Direction: Reproduce every line of the material below, but drop the pictures.

Given data:

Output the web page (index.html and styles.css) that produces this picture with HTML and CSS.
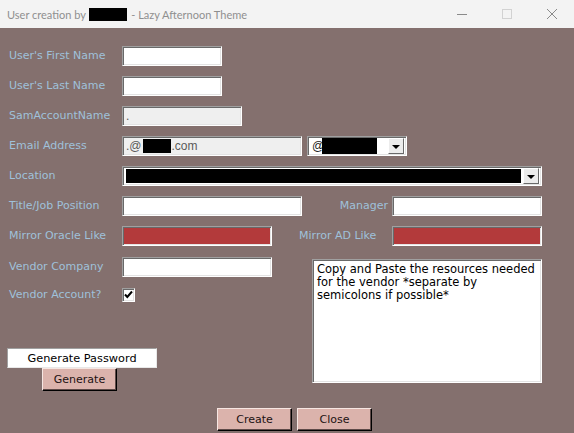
FILE: index.html
```html
<!DOCTYPE html>
<html>
<head>
<meta charset="utf-8">
<link rel="stylesheet" href="styles.css">
</head>
<body>
<div class="window">
  <div class="titlebar">
    <div class="title">User creation by <span class="redact title-redact"></span> - Lazy Afternoon Theme</div>
    <div class="controls">
      <div class="ctl"><svg width="10" height="10" viewBox="0 0 10 10"><path d="M0 5.5H10" stroke="#8a8a8a" stroke-width="1"/></svg></div>
      <div class="ctl"><svg width="10" height="10" viewBox="0 0 10 10"><rect x="0.5" y="0.5" width="9" height="9" fill="none" stroke="#d2d2d2" stroke-width="1"/></svg></div>
      <div class="ctl"><svg width="10" height="10" viewBox="0 0 10 10"><path d="M0 0L10 10M10 0L0 10" stroke="#8a8a8a" stroke-width="1"/></svg></div>
    </div>
  </div>
  <div class="form">
    <div class="rows">
      <div class="row">
        <span class="lbl">User's First Name</span>
        <div class="field w100"></div>
      </div>
      <div class="row">
        <span class="lbl">User's Last Name</span>
        <div class="field w100"></div>
      </div>
      <div class="row">
        <span class="lbl">SamAccountName</span>
        <div class="field w120 ro">.</div>
      </div>
      <div class="row">
        <span class="lbl">Email Address</span>
        <div class="field w180 ro">.@<span class="redact mail-redact"></span>.com</div>
        <div class="combo w100 ml5">
          <span class="at">@</span><span class="redact domain-redact"></span>
          <span class="ddbtn"><span class="tri"></span></span>
        </div>
      </div>
      <div class="row">
        <span class="lbl">Location</span>
        <div class="combo w420">
          <span class="redact loc-redact"></span>
          <span class="ddbtn"><span class="tri"></span></span>
        </div>
      </div>
      <div class="row">
        <span class="lbl">Title/Job Position</span>
        <div class="field w180"></div>
        <span class="lbl mgr">Manager</span>
        <div class="field w150"></div>
      </div>
      <div class="row">
        <span class="lbl">Mirror Oracle Like</span>
        <div class="field w150 red"></div>
        <span class="lbl adlike">Mirror AD Like</span>
        <div class="field w150 red"></div>
      </div>
    </div>
    <div class="lower">
      <div class="left">
        <div class="row">
          <span class="lbl">Vendor Company</span>
          <div class="field w150"></div>
        </div>
        <div class="row chkrow">
          <span class="lbl">Vendor Account?</span>
          <span class="check"><svg width="9" height="9" viewBox="0 0 9 9"><path d="M1 4.5L3.3 7L8 1.5" fill="none" stroke="#000" stroke-width="2"/></svg></span>
        </div>
        <div class="genpw">Generate Password</div>
        <button class="btn gen">Generate</button>
      </div>
      <div class="notes">Copy and Paste the resources needed<br>for the vendor *separate by<br>semicolons if possible*</div>
    </div>
    <div class="footer">
      <button class="btn">Create</button>
      <button class="btn">Close</button>
    </div>
  </div>
</div>
</body>
</html>
```
FILE: styles.css
```css
* { box-sizing: border-box; }
html, body { margin: 0; padding: 0; }
body {
  width: 574px;
  height: 433px;
  overflow: hidden;
  background: #84706e;
  font-family: "DejaVu Sans", sans-serif;
  font-size: 11px;
}
.window { width: 574px; height: 433px; }
.titlebar {
  height: 28px;
  background: #f3f3f3;
  display: flex;
  align-items: center;
  justify-content: space-between;
}
.title {
  padding-left: 7px;
  font-family: Lato, "Liberation Sans", sans-serif;
  font-size: 11px;
  color: #8f8f8f;
  display: flex;
  align-items: center;
  white-space: pre;
}
.title-redact { width: 38px; height: 13px; margin: 0 1px 0 1px; }
.redact { display: inline-block; background: #000; }
.controls { display: flex; height: 28px; }
.ctl { width: 45px; display: flex; align-items: center; justify-content: center; }
.ctl svg { display: block; }

.form { padding: 18px 0 0 7px; }
.rows { display: flex; flex-direction: column; gap: 10px; }
.row { display: flex; align-items: center; height: 20px; }
.lbl {
  width: 115px;
  padding-left: 2px;
  padding-bottom: 1px;
  color: #9fc1da;
  white-space: nowrap;
  flex: none;
}
.mgr { width: 90px; text-align: right; padding-right: 4px; }
.adlike { width: 120px; padding-left: 27px; }

.field {
  height: 20px;
  background: #fff;
  border: 1px solid;
  border-color: #a0a0a0 #fff #fff #a0a0a0;
  box-shadow: inset 1px 1px #696969, inset -1px -1px #e3e3e3;
  flex: none;
  font-family: "Liberation Sans", sans-serif;
  font-size: 12px;
  color: #5a5a5a;
  padding: 0 3px;
  display: flex;
  align-items: center;
}
.ro { background: #efefef; }
.red { background: #b33a3b; }
.w100 { width: 100px; }
.w120 { width: 120px; }
.w150 { width: 150px; }
.w180 { width: 180px; }
.w420 { width: 420px; }
.ml5 { margin-left: 5px; }
.mail-redact { width: 28px; height: 14px; margin: 0 1px; }

.combo {
  height: 20px;
  background: #fff;
  border: 1px solid;
  border-color: #a0a0a0 #fff #fff #a0a0a0;
  box-shadow: inset 1px 1px #696969, inset -1px -1px #e3e3e3;
  display: flex;
  align-items: center;
  padding: 2px 2px 2px 2px;
  flex: none;
}
.at {
  font-family: "Liberation Sans", sans-serif;
  font-size: 12px;
  color: #222;
  padding-left: 2px;
  width: 11px;
}
.domain-redact { width: 55px; height: 16px; margin-left: 1px; }
.loc-redact { flex: 1; height: 14px; margin: 0 2px 0 1px; }
.ddbtn {
  margin-left: auto;
  width: 16px;
  height: 16px;
  background: #ececec;
  border: 1px solid;
  border-color: #fff #696969 #696969 #fff;
  display: flex;
  align-items: center;
  justify-content: center;
}
.tri {
  width: 0; height: 0;
  border-left: 4px solid transparent;
  border-right: 4px solid transparent;
  border-top: 4px solid #000;
  margin-top: 1px;
}

.lower { display: flex; margin-top: 11px; }
.left { width: 305px; display: flex; flex-direction: column; align-items: flex-start; }
.chkrow { height: 13px; margin-top: 11px; }
.check {
  width: 13px; height: 14px;
  background: #fff;
  border: 1px solid;
  border-color: #a0a0a0 #fff #fff #a0a0a0;
  box-shadow: inset 1px 1px #696969, inset -1px -1px #e3e3e3;
  display: flex; align-items: center; justify-content: center;
}
.check svg { display: block; }
.genpw {
  margin-top: 47px;
  width: 150px;
  height: 20px;
  background: #fff;
  border: 1px solid;
  border-color: #a0a0a0 #e8e8e8 #e8e8e8 #a0a0a0;
  display: flex; align-items: center; justify-content: center;
  color: #000;
  font-size: 11.3px;
}
.btn {
  width: 75px;
  height: 23px;
  background: #dbb3ac;
  border: 1px solid;
  border-color: #f6e6e2 #000 #000 #f6e6e2;
  box-shadow: inset -1px -1px #5e4a48;
  font-family: "DejaVu Sans", sans-serif;
  font-size: 11px;
  color: #1d1212;
  padding: 0;
  margin: 0;
}
.gen { margin-left: 35px; }
.notes {
  margin-top: 2px;
  width: 230px;
  height: 124px;
  background: #fff;
  border: 1px solid;
  border-color: #a0a0a0 #fff #fff #a0a0a0;
  box-shadow: inset 1px 1px #696969, inset -1px -1px #e3e3e3;
  padding: 3px 4px;
  font-size: 11.5px;
  line-height: 13px;
  color: #000;
  white-space: nowrap;
}
.footer { display: flex; gap: 5px; margin-top: 17px; padding-left: 210px; }
```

Exercise output:
Output the web page (index.html and styles.css) that produces this picture with HTML and CSS.
FILE: index.html
```html
<!DOCTYPE html>
<html>
<head>
<meta charset="utf-8">
<link rel="stylesheet" href="styles.css">
</head>
<body>
<div class="window">
  <div class="titlebar">
    <div class="title">User creation by <span class="redact title-redact"></span> - Lazy Afternoon Theme</div>
    <div class="controls">
      <div class="ctl"><svg width="10" height="10" viewBox="0 0 10 10"><path d="M0 5.5H10" stroke="#8a8a8a" stroke-width="1"/></svg></div>
      <div class="ctl"><svg width="10" height="10" viewBox="0 0 10 10"><rect x="0.5" y="0.5" width="9" height="9" fill="none" stroke="#d2d2d2" stroke-width="1"/></svg></div>
      <div class="ctl"><svg width="10" height="10" viewBox="0 0 10 10"><path d="M0 0L10 10M10 0L0 10" stroke="#8a8a8a" stroke-width="1"/></svg></div>
    </div>
  </div>
  <div class="form">
    <div class="rows">
      <div class="row">
        <span class="lbl">User's First Name</span>
        <div class="field w100"></div>
      </div>
      <div class="row">
        <span class="lbl">User's Last Name</span>
        <div class="field w100"></div>
      </div>
      <div class="row">
        <span class="lbl">SamAccountName</span>
        <div class="field w120 ro">.</div>
      </div>
      <div class="row">
        <span class="lbl">Email Address</span>
        <div class="field w180 ro">.@<span class="redact mail-redact"></span>.com</div>
        <div class="combo w100 ml5">
          <span class="at">@</span><span class="redact domain-redact"></span>
          <span class="ddbtn"><span class="tri"></span></span>
        </div>
      </div>
      <div class="row">
        <span class="lbl">Location</span>
        <div class="combo w420">
          <span class="redact loc-redact"></span>
          <span class="ddbtn"><span class="tri"></span></span>
        </div>
      </div>
      <div class="row">
        <span class="lbl">Title/Job Position</span>
        <div class="field w180"></div>
        <span class="lbl mgr">Manager</span>
        <div class="field w150"></div>
      </div>
      <div class="row">
        <span class="lbl">Mirror Oracle Like</span>
        <div class="field w150 red"></div>
        <span class="lbl adlike">Mirror AD Like</span>
        <div class="field w150 red"></div>
      </div>
    </div>
    <div class="lower">
      <div class="left">
        <div class="row">
          <span class="lbl">Vendor Company</span>
          <div class="field w150"></div>
        </div>
        <div class="row chkrow">
          <span class="lbl">Vendor Account?</span>
          <span class="check"><svg width="9" height="9" viewBox="0 0 9 9"><path d="M1 4.5L3.3 7L8 1.5" fill="none" stroke="#000" stroke-width="2"/></svg></span>
        </div>
        <div class="genpw">Generate Password</div>
        <button class="btn gen">Generate</button>
      </div>
      <div class="notes">Copy and Paste the resources needed<br>for the vendor *separate by<br>semicolons if possible*</div>
    </div>
    <div class="footer">
      <button class="btn">Create</button>
      <button class="btn">Close</button>
    </div>
  </div>
</div>
</body>
</html>
```
FILE: styles.css
```css
* { box-sizing: border-box; }
html, body { margin: 0; padding: 0; }
body {
  width: 574px;
  height: 433px;
  overflow: hidden;
  background: #84706e;
  font-family: "DejaVu Sans", sans-serif;
  font-size: 11px;
}
.window { width: 574px; height: 433px; }
.titlebar {
  height: 28px;
  background: #f3f3f3;
  display: flex;
  align-items: center;
  justify-content: space-between;
}
.title {
  padding-left: 7px;
  font-family: Lato, "Liberation Sans", sans-serif;
  font-size: 11px;
  color: #8f8f8f;
  display: flex;
  align-items: center;
  white-space: pre;
}
.title-redact { width: 38px; height: 13px; margin: 0 1px 0 1px; }
.redact { display: inline-block; background: #000; }
.controls { display: flex; height: 28px; }
.ctl { width: 45px; display: flex; align-items: center; justify-content: center; }
.ctl svg { display: block; }

.form { padding: 18px 0 0 7px; }
.rows { display: flex; flex-direction: column; gap: 10px; }
.row { display: flex; align-items: center; height: 20px; }
.lbl {
  width: 115px;
  padding-left: 2px;
  padding-bottom: 1px;
  color: #9fc1da;
  white-space: nowrap;
  flex: none;
}
.mgr { width: 90px; text-align: right; padding-right: 4px; }
.adlike { width: 120px; padding-left: 27px; }

.field {
  height: 20px;
  background: #fff;
  border: 1px solid;
  border-color: #a0a0a0 #fff #fff #a0a0a0;
  box-shadow: inset 1px 1px #696969, inset -1px -1px #e3e3e3;
  flex: none;
  font-family: "Liberation Sans", sans-serif;
  font-size: 12px;
  color: #5a5a5a;
  padding: 0 3px;
  display: flex;
  align-items: center;
}
.ro { background: #efefef; }
.red { background: #b33a3b; }
.w100 { width: 100px; }
.w120 { width: 120px; }
.w150 { width: 150px; }
.w180 { width: 180px; }
.w420 { width: 420px; }
.ml5 { margin-left: 5px; }
.mail-redact { width: 28px; height: 14px; margin: 0 1px; }

.combo {
  height: 20px;
  background: #fff;
  border: 1px solid;
  border-color: #a0a0a0 #fff #fff #a0a0a0;
  box-shadow: inset 1px 1px #696969, inset -1px -1px #e3e3e3;
  display: flex;
  align-items: center;
  padding: 2px 2px 2px 2px;
  flex: none;
}
.at {
  font-family: "Liberation Sans", sans-serif;
  font-size: 12px;
  color: #222;
  padding-left: 2px;
  width: 11px;
}
.domain-redact { width: 55px; height: 16px; margin-left: 1px; }
.loc-redact { flex: 1; height: 14px; margin: 0 2px 0 1px; }
.ddbtn {
  margin-left: auto;
  width: 16px;
  height: 16px;
  background: #ececec;
  border: 1px solid;
  border-color: #fff #696969 #696969 #fff;
  display: flex;
  align-items: center;
  justify-content: center;
}
.tri {
  width: 0; height: 0;
  border-left: 4px solid transparent;
  border-right: 4px solid transparent;
  border-top: 4px solid #000;
  margin-top: 1px;
}

.lower { display: flex; margin-top: 11px; }
.left { width: 305px; display: flex; flex-direction: column; align-items: flex-start; }
.chkrow { height: 13px; margin-top: 11px; }
.check {
  width: 13px; height: 14px;
  background: #fff;
  border: 1px solid;
  border-color: #a0a0a0 #fff #fff #a0a0a0;
  box-shadow: inset 1px 1px #696969, inset -1px -1px #e3e3e3;
  display: flex; align-items: center; justify-content: center;
}
.check svg { display: block; }
.genpw {
  margin-top: 47px;
  width: 150px;
  height: 20px;
  background: #fff;
  border: 1px solid;
  border-color: #a0a0a0 #e8e8e8 #e8e8e8 #a0a0a0;
  display: flex; align-items: center; justify-content: center;
  color: #000;
  font-size: 11.3px;
}
.btn {
  width: 75px;
  height: 23px;
  background: #dbb3ac;
  border: 1px solid;
  border-color: #f6e6e2 #000 #000 #f6e6e2;
  box-shadow: inset -1px -1px #5e4a48;
  font-family: "DejaVu Sans", sans-serif;
  font-size: 11px;
  color: #1d1212;
  padding: 0;
  margin: 0;
}
.gen { margin-left: 35px; }
.notes {
  margin-top: 2px;
  width: 230px;
  height: 124px;
  background: #fff;
  border: 1px solid;
  border-color: #a0a0a0 #fff #fff #a0a0a0;
  box-shadow: inset 1px 1px #696969, inset -1px -1px #e3e3e3;
  padding: 3px 4px;
  font-size: 11.5px;
  line-height: 13px;
  color: #000;
  white-space: nowrap;
}
.footer { display: flex; gap: 5px; margin-top: 17px; padding-left: 210px; }
```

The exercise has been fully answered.